Ars Magna состоит из четырех поэм: Memoria («Память»), «Числа», Turba magna («Великое смятение») и Lumen («Свет»). В этом сочинении Милош нашел едва ли не самое удачное словесное выражение своей «метафизики»; он и сам называет себя «тем, кто хочет писать душой слов». Именно в поисках души слов [и вещей] Милош преодолевает сухость и чистую рассудочность метафизики и поднимается на тот уровень, который можно определить как мистический. И тут возвращается та тема познания не только интеллектуального, с которой мы уже сталкивались в романе.
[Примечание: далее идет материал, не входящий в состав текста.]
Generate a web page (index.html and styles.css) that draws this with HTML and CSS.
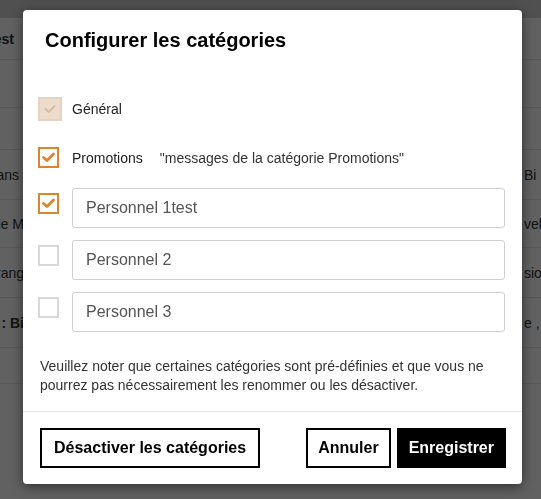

Достаточно короткой цитаты: «Мысль — не более чем листок, оторвавшийся от дерева чувств, мозг — всего лишь спутник сердца. Он только принимает, просеивает и воспроизводит свет утверждения, которое посылает ему сердце в своем духовном излучении. Там созревает нетленное и целительное Золото божественного Милосердия; медовый металл, выделение ангельских пчел, золото, которого без помощи молитв, «Ave» и «Pater», не получить никаким синтезом». Последние слова, с одной стороны, подтверждают неизменное почтение Милоша к христианским догматам, а с другой, связывают его мысль с величайшей традицией христианской мистики. Согласно этой мистической традиции, никакая мысль не может горделиво полагать, будто способна познавать реальность сущего, если прежде не умалилась в смирении, высшим проявлением которого служит молитва (причем не та, что придумывает сам молящийся, а та, что закреплена церковной традицией). «Когда гаснет факел веры, тьма заливает мир и животворящее тепло утверждения сменяется холодными и мелкими рассуждениями любознательности. Где же целительное средство? Только в Молитве и в той высшей свободе, что в ней заключена»[22]. Робер Кантерс, указывая на переход от театрально–поэтического этапа в творчестве Милоша к мистико–метафизическому, писал: «Что Милош, начиная с определенного момента, знает твердо, — так это то, что единственно нужное употребление слова — не для того, чтобы установить связь между тварями, как в театре, а для того, чтобы попытаться установить связь между тварным и нетварным, как в молитве»[23].